After a slow beginning, investment trusts have become enthusiastic participants in the PEP market. Investors can now choose from 163 trusts that are eligible for PEP investment, and 33 management companies offer plans, which among them attracted a total investment of pounds 140m in the first half of the year.
You can shelter up to pounds 6,000 (all your annual general PEP allowance) of investment trusts in a PEP each year, so long as they are qualifying trusts - that is, trusts which have at least 50 per cent of their holdings in European Union shares or bonds. If your holdings are in non-qualifying trusts, a limit of pounds 1,500 applies for PEP inclusion.
The level of charges is a potential attraction of investment trust PEPs. The annual management charge on the underlying trusts is, on average, lower than that on unit trusts. Newer investment trusts tend to have higher charges than older ones, but they are still of the order of 1 per cent, whereas many unit trusts now have fees of 1.5 per cent.
Admittedly, there are almost always additional charges for buying an investment trust through a PEP. Some investment trust PEPs, however, carry no initial fee, while the dealing charges for buying and selling trust shares are mostly between 0.2 per cent and 1 per cent. In comparison, stockbrokers' commission on share transactions often starts at 1.65 per cent.
The majority of plans are open to both lump-sum investments and regular savings. The minimum amounts accepted may be as little as pounds 20 a month or pounds 250 for lump sums, and typical figures are pounds 50 and pounds 1,000 respectively. Plans may be angled towards providing income, capital growth or a mix of the two.
Of course, PEPs offered by management groups generally include only the company's own trusts. Investors can usually switch holdings from one trust to another within the range with little or no charge.
A couple of managers, however, go beyond their own trust range. Alliance Trust specifies that the first pounds 1,500 invested must go into one of its own trusts, Alliance and Second Alliance, but this can be topped up with any of around 60 trusts from a variety of management groups. Ivory & Sime's plan offers a choice of the company's trusts on a self-select basis, but also three managed portfolios which include trusts chosen across all management groups. Two of the portfolios are designed for capital growth, the third for income.
It is also possible to invest in a mix of trusts through managed and self-select plans offered by stockbrokers and independent advisers. The former would be based on the PEP manager's choice of trusts, while a self- select plan gives the investor a free hand.
Generally, however, these are more expensive, as dealing costs tend to be higher and there may be a minimum commission charge, so they are more suitable for larger investments.

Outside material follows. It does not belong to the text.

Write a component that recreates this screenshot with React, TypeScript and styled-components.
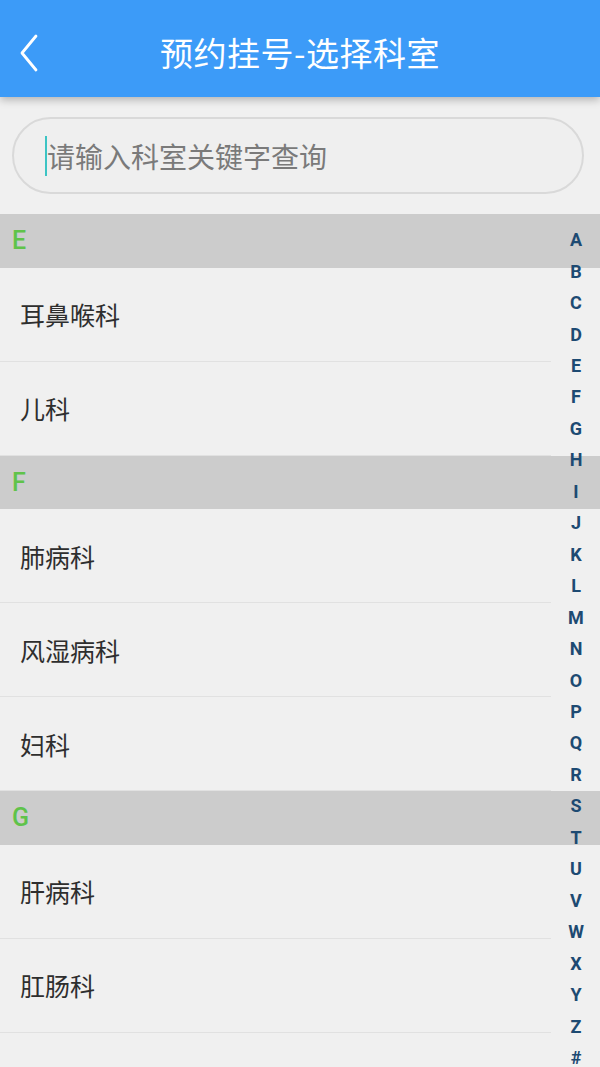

Many of the plans offered by the management groups are based solely on investment trusts, but in a few cases shares or unit trusts may also be included.
The most important issue is performance. Here, investment trusts have an excellent long-term record: over 10 years, they have outpaced rival products by a healthy margin.
In fact, as the table shows, the best investment trust in an ordinary savings scheme would have beaten the best unit trust in a PEP. When the tax advantages of the PEP are added on, the return is pounds 1,500 better than its nearest rival.
o Liz Walkington works for investment trust manager Ivory & Sime.
Best investment trust PEP pounds 11,030
Best investment trust pounds 10.291
Best unit trust PEP pounds 9.504
Av. investment trust PEP pounds 8,827
Best with-profits endow. pounds 7,999
Av. unit trust PEP pounds 7,689
Av. unit trust pounds 7,169
Av. with-profits endow. pounds 7.041
Returns are based on a pounds 35 per month investment over 10 years to 1 April 1995 for best and average UK equity income investment trusts and unit trusts inside and outside a PEP plus best and average with-profits endowment plans. Investment trust figures are on a mid-market to mid-market basis; unit trust figures are on an offer to offer basis; endowment figures are actual maturity values. Averages are on an arithmetic basis.